Tuesday, July 17, 2012

US stresses ‘action for action’ in talks

Tuesday, 17 July 2012 14:23 Mizzima News

Robert Hormats, a top US economic official, had productive talks with Burmese leaders last week, stressing a tit-for-tat approach in further easing of US sanctions.

Hormats met with  Lower House Speaker Shwe Mann, Industry Minister Soe Thein, Central Bank Governor Than Nyein, Deputy Commerce Minister Pwint Hsan, and National League for Democracy leader and Member of Parliament Aung San Suu Kyi, according to a US government website.

Burmese Lower House Speaker Shwe Mann with US economic official Robert Hormats at the Parliament building in Naypyitaw. Photo: Pyithu Hluttaw

He told Burmese officials that the US remains committed to working with Burma to improve transparency and anti-corruption efforts, including across state-owned companies such as the Myanma Oil and Gas Enterprise (MOGE), and he urged the government to join the Extractive Industries Transparency Initiative (EITI). The EITI works to ensure international standards in business dealings between governments.

During the meetings, Hormats, who is under secretary of state for economic growth, energy, and the environment, said the US would continue to match its aid and easing of sanctions with Burmese actions – “action for action.”

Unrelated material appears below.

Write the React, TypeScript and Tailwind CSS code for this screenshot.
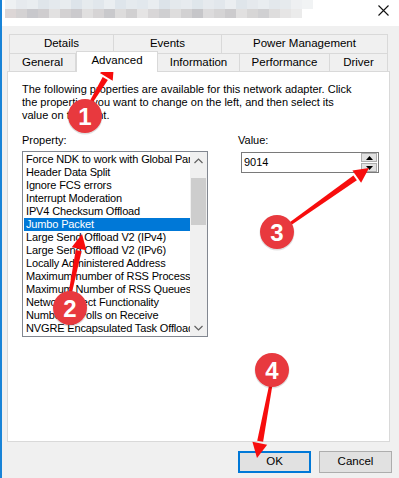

He also stressed the importance of respecting human rights, including promoting labor rights, protecting the rights of ethnic minorities, and releasing hundreds of remaining political prisoners, and he said that future progress in US-Burma relations will depend on continued efforts in these areas.

President Barack Obama ordered the easing of US sanctions on Wednesday that had prevented American companies from doing business in Burma. Obama said US companies will be permitted to operate "responsibly" in Burma, but will be prohibited from dealing with Burma's military or entities owned by the Ministry of Defense.

The president signed another order expanding sanctions on senior officials and individuals “who undermine the reform process, engage in human rights abuses, contribute to ethnic conflict, or participate in military trade with North Korea.”

White House Press Secretary Jay Carney said last week the step is meant to send a clear message about the kind of behavior the United States would like to see by the Burmese government as it continues its reform actions.